All of this builds a picture of a lack of urgency for the franchise. The Jones family have built the Cowboys into the premiere brand of the NFL and a money-making juggernaut. This isolates them from the pressures most other owners face, where lack of success has a more direct impact on their pocketbooks. Even as frustration builds for the fans, the Jones family basks in luxury and the limelight. The latter seems especially important for Jerry, who has never met a microphone he didn’t want to speak into. Dallas is the most covered team in the NFL. While that coverage is very negative, especially on the more controversy driven outlets, the attitude at The Star seems to be that all publicity is good publicity. It is hard to argue with that take when the value of the franchise just keeps soaring.

This also affects the culture for the Cowboys, as Troy Aikman discussed at length in his recent interview at The Athletic.

Is there a sense of entitlement?

“I don’t know about a sense of entitlement,” he responded. “I think that when you play for the Cowboys, every national show leads off with the Cowboys. And there’s a lot of perks to playing for the Dallas Cowboys. There’s a lot of benefits to playing for the Dallas Cowboys. So I think the challenge for the organization and for the head coach is to be able to still keep the players with their edge. And so I think that’s the challenge of this job.

“In a lot of ways, there’s so many other things that are happening within the organization, it’s easy to get caught up in it. There’s tours going around the building and there’s a lot of distractions, if you will, and I think it creates another layer that a head coach and a staff and players have to try to compartmentalize so that they can go and be the best football players they can be.”

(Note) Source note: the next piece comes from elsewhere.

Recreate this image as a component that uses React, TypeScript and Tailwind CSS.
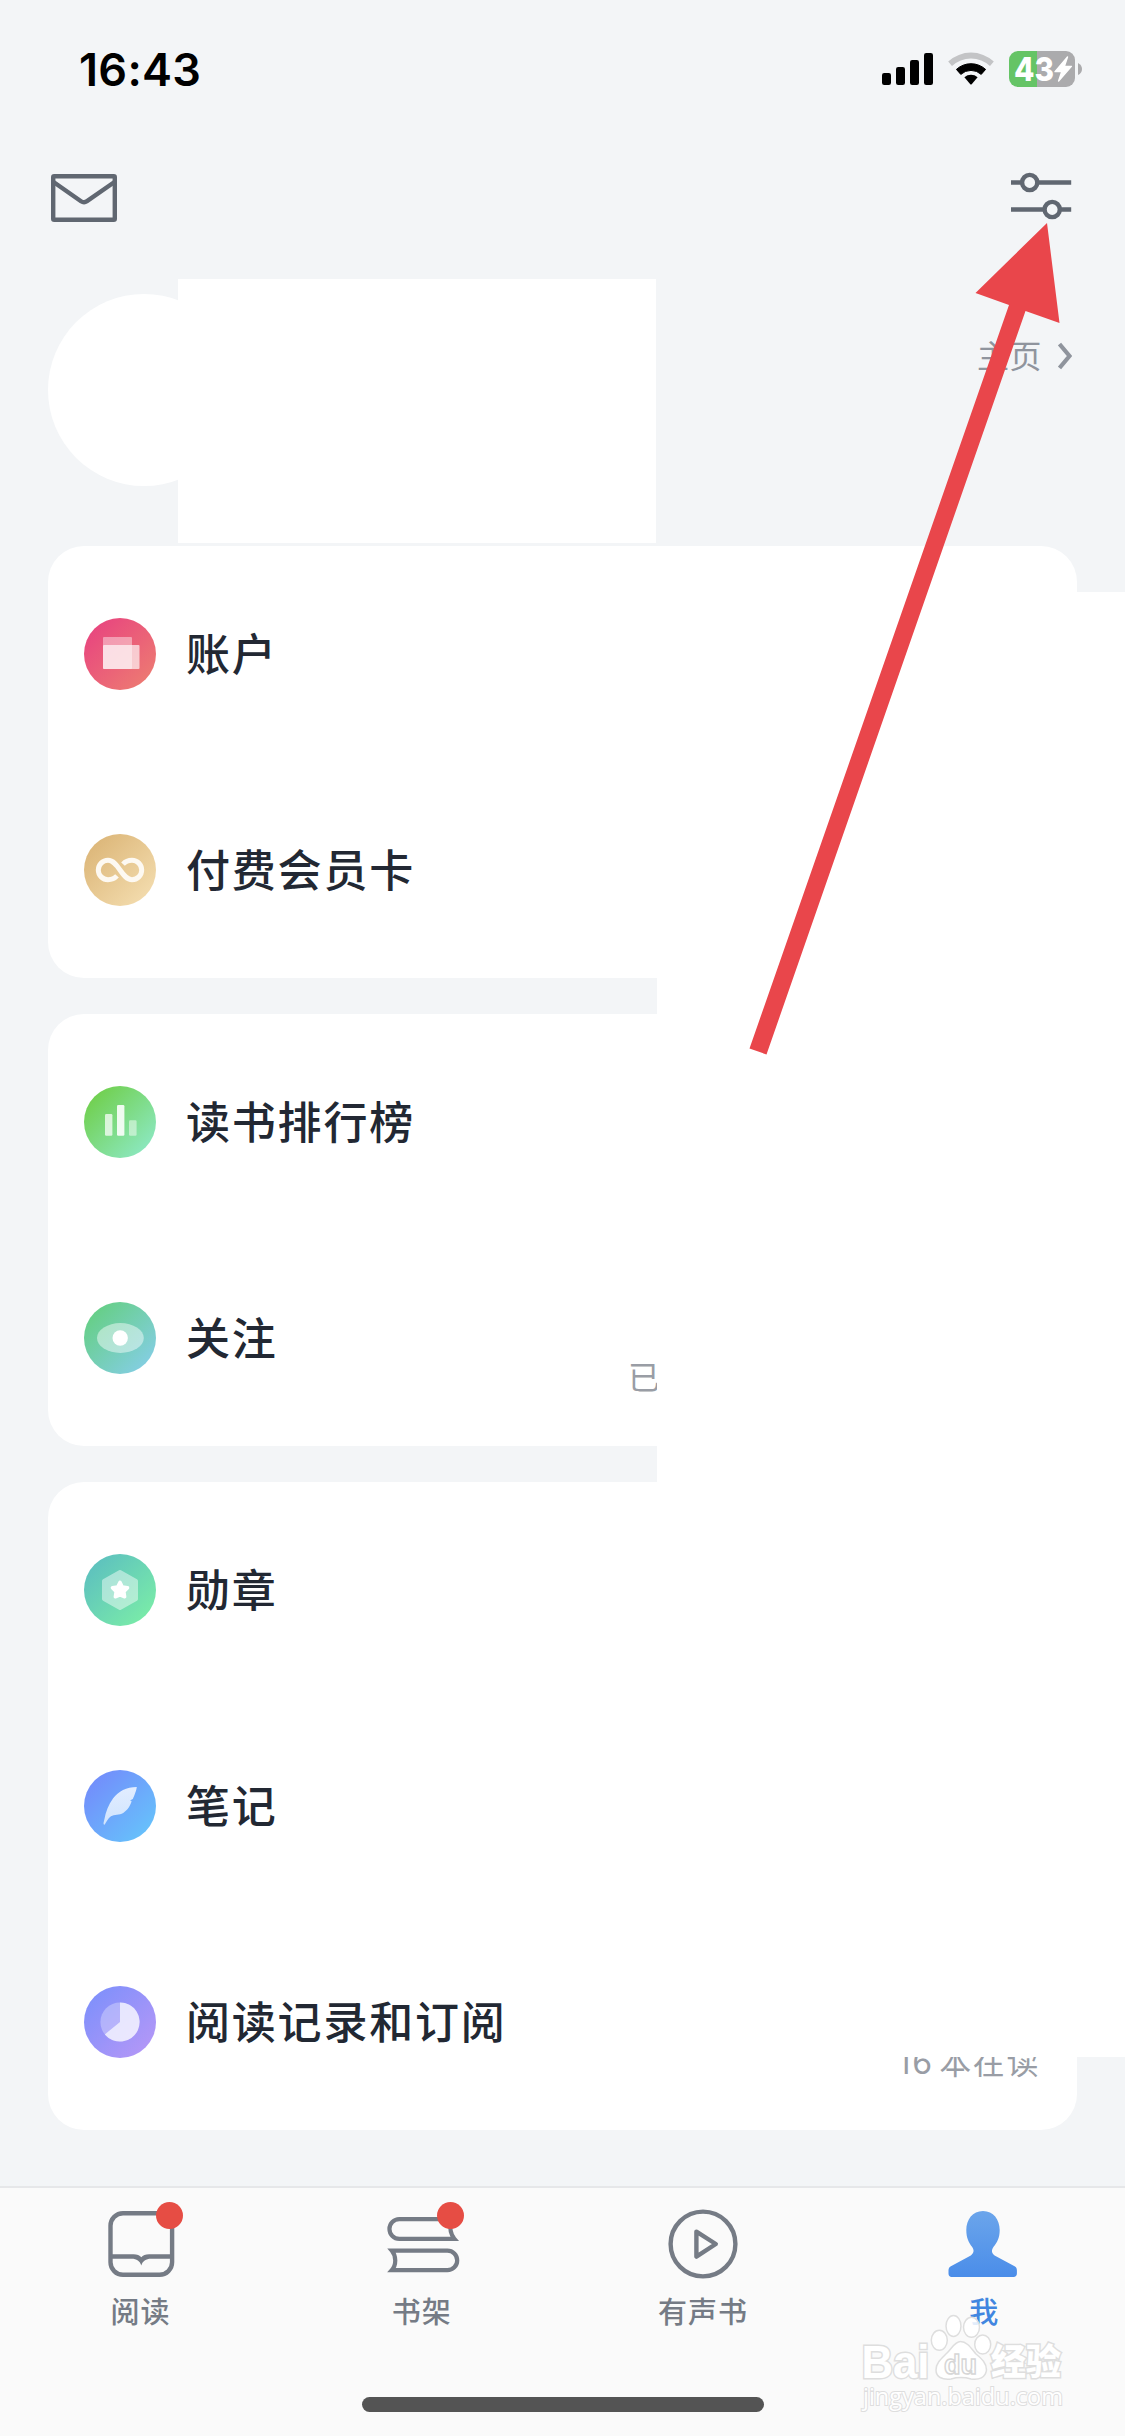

That certainly rings very true when you look at how the team has folded late in recent years, including the stretch of games at the end of last season that were full of warning flags most of us, including me, did not give nearly enough attention. Focus did not seem to be as much of a problem as just having some glaring flaws in the final few games they were unable to overcome, but it cannot be discounted, either.

All this looks disturbingly like the Marvin Lewis era with the Cincinnati Bengals. He was the head coach there for 16 years, with a 131-122-3 record. For years, he was just good enough to hang onto the job. Like the Cowboys since the glory years of the 1990s, the Bengals would post some good regular seasons, but famously lost every single playoff game under Lewis. Despite a couple of wild card wins, Dallas is at the same level of futility, and the fact they have a better W-L record in the regular season just makes the torment even worse. The Bengals finally moved on from Lewis after three consecutive losing seasons. That particular spur to shake things up has been avoided for many years by the Cowboys. It is not a good thing for a franchise that needs a real shock to the system to get serious about needed innovation and correction.

Now, as we continue to await the fate of Dan Quinn, Dallas could well wind up going into the 2024 season with no significant changes in how they do business. That is not the most likely way for them to change their fate. They remain mired in their own purgatory, and we are just along for the ride.